▸ Provided data
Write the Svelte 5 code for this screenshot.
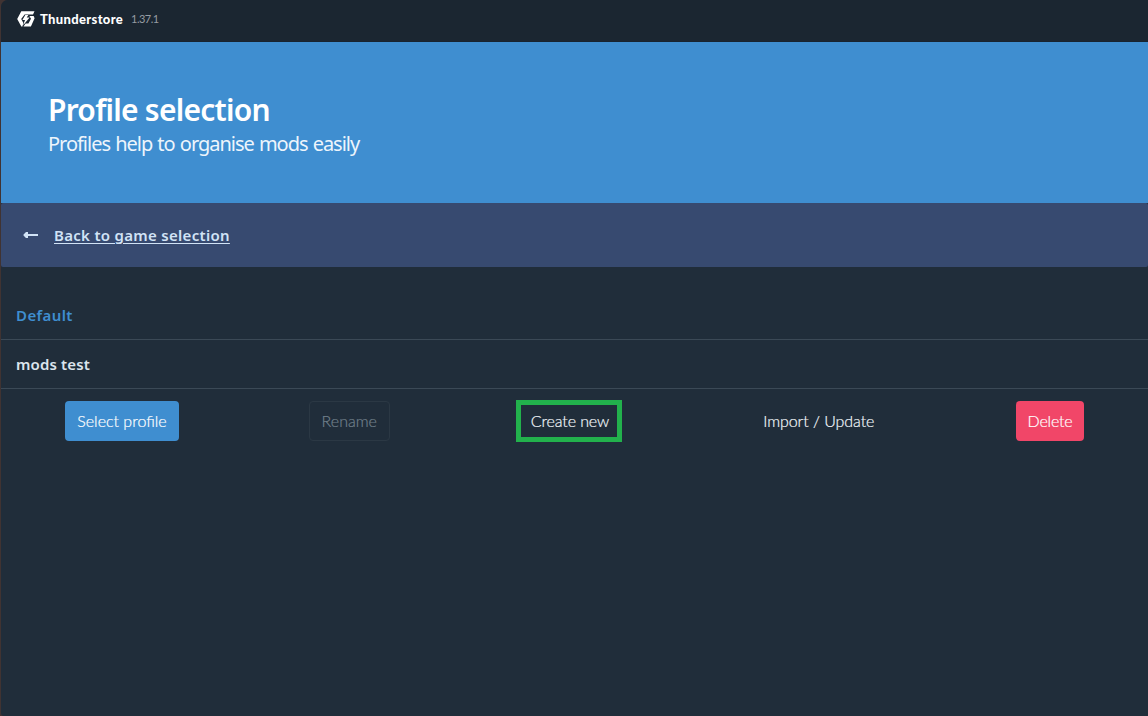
<script>
  const profiles = [
    { name: 'Default', active: true },
    { name: 'mods test', active: false }
  ];
  const actions = [
    { label: 'Select profile', kind: 'select' },
    { label: 'Rename', kind: 'rename' },
    { label: 'Create new', kind: 'create' },
    { label: 'Import / Update', kind: 'import' },
    { label: 'Delete', kind: 'delete' }
  ];
</script>

<div class="window">
  <header class="titlebar">
    <svg class="logo" width="18" height="16" viewBox="0 0 18 16">
      <path fill="#fff" d="M4.3 0.2H17.5L16 3.5H7.6L4.2 8L6.4 12L5.4 15.6H4.3L0.2 8Z" />
      <path fill="#fff" d="M12.4 5H16.6L17.6 7.2L13.9 15.6H6.5L8.6 12.4H11.4L14 7.8Z" />
      <path fill="#fff" d="M8.3 3.9H11.4L9.7 6.6H12.6L6 14.4L8 9.1H5.4Z" />
    </svg>
    <span class="brand">Thunderstore</span>
    <span class="version">1.37.1</span>
  </header>

  <section class="hero">
    <h1>Profile selection</h1>
    <p>Profiles help to organise mods easily</p>
  </section>

  <nav class="back">
    <svg width="16" height="8" viewBox="0 0 16 8">
      <path fill="#d1e3f6" d="M0.5 3.5L3 1H5V3H15V5H5V7H3L0.5 4.5Z" />
    </svg>
    <a href="#games">Back to game selection</a>
  </nav>

  <main>
    {#each profiles as profile}
      <div class="profile" class:active={profile.active}>{profile.name}</div>
    {/each}
    <div class="actions">
      {#each actions as action}
        <button class={action.kind} disabled={action.kind === 'rename'}>{action.label}</button>
      {/each}
    </div>
  </main>
</div>

<style>
  :global(body) { margin: 0; background: #403332; }
  .window {
    box-sizing: border-box;
    width: 1147px;
    height: 716px;
    margin-left: 1px;
    overflow: hidden;
    background: #202d3a;
    border-radius: 7px 0 0 3px;
    font-family: "Noto Sans", sans-serif;
  }
  .titlebar {
    display: flex;
    align-items: center;
    box-sizing: border-box;
    height: 42px;
    padding: 0 0 4px 16px;
    background: #1b2631;
    border-bottom: 1px solid #182430;
  }
  .logo { flex: none; }
  .brand {
    width: 84px;
    margin-left: 5px;
    color: #fff;
    font: 900 13px/20px Lato, sans-serif;
    letter-spacing: 0.35px;
    white-space: nowrap;
  }
  .version {
    margin-left: 7px;
    color: #969ca2;
    font: 400 11px/20px Lato, sans-serif;
    letter-spacing: -0.5px;
  }
  .hero {
    box-sizing: border-box;
    height: 161px;
    padding: 48px 47px;
    background: #3f8ed0;
    color: #fff;
  }
  h1 {
    margin: 0;
    font-size: 30px;
    font-weight: 600;
    line-height: 40px;
    letter-spacing: -0.75px;
  }
  .hero p {
    margin: 0;
    color: #edf5fc;
    font-size: 20px;
    line-height: 28px;
    letter-spacing: -1.02px;
    word-spacing: 1px;
  }
  .back {
    display: flex;
    align-items: center;
    box-sizing: border-box;
    height: 64px;
    padding-left: 22px;
    background: #374a70;
    border-radius: 2px;
  }
  .back a {
    margin-left: 15px;
    color: #d1e3f6;
    font-size: 15px;
    font-weight: 600;
    letter-spacing: 0.3px;
    text-decoration: underline;
    text-decoration-thickness: 1px;
    text-underline-offset: 2px;
  }
  main { padding-top: 24px; }
  .profile {
    box-sizing: border-box;
    height: 49px;
    padding: 12px 15px;
    border-bottom: 1px solid #3b4956;
    color: #dce5ed;
    font-size: 15px;
    font-weight: 600;
    line-height: 24px;
    letter-spacing: 0.15px;
  }
  .active { color: #3f8ed0; letter-spacing: 0.4px; }
  .actions {
    display: flex;
    align-items: center;
    justify-content: space-between;
    padding: 12px 64px 0;
  }
  button {
    box-sizing: border-box;
    height: 40px;
    padding: 0;
    border: 1px solid transparent;
    border-radius: 4px;
    background: transparent;
    color: #f2f7fb;
    font: 300 16px/38px Lato, sans-serif;
    white-space: nowrap;
    -webkit-text-stroke: 0.2px currentColor;
  }
  .select { width: 114px; background: #3f8ed0; color: #fff; }
  .rename { width: 81px; border-color: #2b3844; color: #71808b; }
  .create {
    width: 106px;
    height: 42px;
    margin: -1px 0 -1px -4px;
    padding-left: 3px;
    border: 5px solid #22b14c;
    border-radius: 0;
    line-height: 32px;
    letter-spacing: -0.1px;
  }
  .import { width: 135px; letter-spacing: -0.05px; }
  .delete { width: 68px; background: #f14668; color: #fff; letter-spacing: -0.2px; }
</style>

▸ Task details
Output the material word for word, omitting its pictures.

▸ Expected answer
Write the Svelte 5 code for this screenshot.
<script>
  const profiles = [
    { name: 'Default', active: true },
    { name: 'mods test', active: false }
  ];
  const actions = [
    { label: 'Select profile', kind: 'select' },
    { label: 'Rename', kind: 'rename' },
    { label: 'Create new', kind: 'create' },
    { label: 'Import / Update', kind: 'import' },
    { label: 'Delete', kind: 'delete' }
  ];
</script>

<div class="window">
  <header class="titlebar">
    <svg class="logo" width="18" height="16" viewBox="0 0 18 16">
      <path fill="#fff" d="M4.3 0.2H17.5L16 3.5H7.6L4.2 8L6.4 12L5.4 15.6H4.3L0.2 8Z" />
      <path fill="#fff" d="M12.4 5H16.6L17.6 7.2L13.9 15.6H6.5L8.6 12.4H11.4L14 7.8Z" />
      <path fill="#fff" d="M8.3 3.9H11.4L9.7 6.6H12.6L6 14.4L8 9.1H5.4Z" />
    </svg>
    <span class="brand">Thunderstore</span>
    <span class="version">1.37.1</span>
  </header>

  <section class="hero">
    <h1>Profile selection</h1>
    <p>Profiles help to organise mods easily</p>
  </section>

  <nav class="back">
    <svg width="16" height="8" viewBox="0 0 16 8">
      <path fill="#d1e3f6" d="M0.5 3.5L3 1H5V3H15V5H5V7H3L0.5 4.5Z" />
    </svg>
    <a href="#games">Back to game selection</a>
  </nav>

  <main>
    {#each profiles as profile}
      <div class="profile" class:active={profile.active}>{profile.name}</div>
    {/each}
    <div class="actions">
      {#each actions as action}
        <button class={action.kind} disabled={action.kind === 'rename'}>{action.label}</button>
      {/each}
    </div>
  </main>
</div>

<style>
  :global(body) { margin: 0; background: #403332; }
  .window {
    box-sizing: border-box;
    width: 1147px;
    height: 716px;
    margin-left: 1px;
    overflow: hidden;
    background: #202d3a;
    border-radius: 7px 0 0 3px;
    font-family: "Noto Sans", sans-serif;
  }
  .titlebar {
    display: flex;
    align-items: center;
    box-sizing: border-box;
    height: 42px;
    padding: 0 0 4px 16px;
    background: #1b2631;
    border-bottom: 1px solid #182430;
  }
  .logo { flex: none; }
  .brand {
    width: 84px;
    margin-left: 5px;
    color: #fff;
    font: 900 13px/20px Lato, sans-serif;
    letter-spacing: 0.35px;
    white-space: nowrap;
  }
  .version {
    margin-left: 7px;
    color: #969ca2;
    font: 400 11px/20px Lato, sans-serif;
    letter-spacing: -0.5px;
  }
  .hero {
    box-sizing: border-box;
    height: 161px;
    padding: 48px 47px;
    background: #3f8ed0;
    color: #fff;
  }
  h1 {
    margin: 0;
    font-size: 30px;
    font-weight: 600;
    line-height: 40px;
    letter-spacing: -0.75px;
  }
  .hero p {
    margin: 0;
    color: #edf5fc;
    font-size: 20px;
    line-height: 28px;
    letter-spacing: -1.02px;
    word-spacing: 1px;
  }
  .back {
    display: flex;
    align-items: center;
    box-sizing: border-box;
    height: 64px;
    padding-left: 22px;
    background: #374a70;
    border-radius: 2px;
  }
  .back a {
    margin-left: 15px;
    color: #d1e3f6;
    font-size: 15px;
    font-weight: 600;
    letter-spacing: 0.3px;
    text-decoration: underline;
    text-decoration-thickness: 1px;
    text-underline-offset: 2px;
  }
  main { padding-top: 24px; }
  .profile {
    box-sizing: border-box;
    height: 49px;
    padding: 12px 15px;
    border-bottom: 1px solid #3b4956;
    color: #dce5ed;
    font-size: 15px;
    font-weight: 600;
    line-height: 24px;
    letter-spacing: 0.15px;
  }
  .active { color: #3f8ed0; letter-spacing: 0.4px; }
  .actions {
    display: flex;
    align-items: center;
    justify-content: space-between;
    padding: 12px 64px 0;
  }
  button {
    box-sizing: border-box;
    height: 40px;
    padding: 0;
    border: 1px solid transparent;
    border-radius: 4px;
    background: transparent;
    color: #f2f7fb;
    font: 300 16px/38px Lato, sans-serif;
    white-space: nowrap;
    -webkit-text-stroke: 0.2px currentColor;
  }
  .select { width: 114px; background: #3f8ed0; color: #fff; }
  .rename { width: 81px; border-color: #2b3844; color: #71808b; }
  .create {
    width: 106px;
    height: 42px;
    margin: -1px 0 -1px -4px;
    padding-left: 3px;
    border: 5px solid #22b14c;
    border-radius: 0;
    line-height: 32px;
    letter-spacing: -0.1px;
  }
  .import { width: 135px; letter-spacing: -0.05px; }
  .delete { width: 68px; background: #f14668; color: #fff; letter-spacing: -0.2px; }
</style>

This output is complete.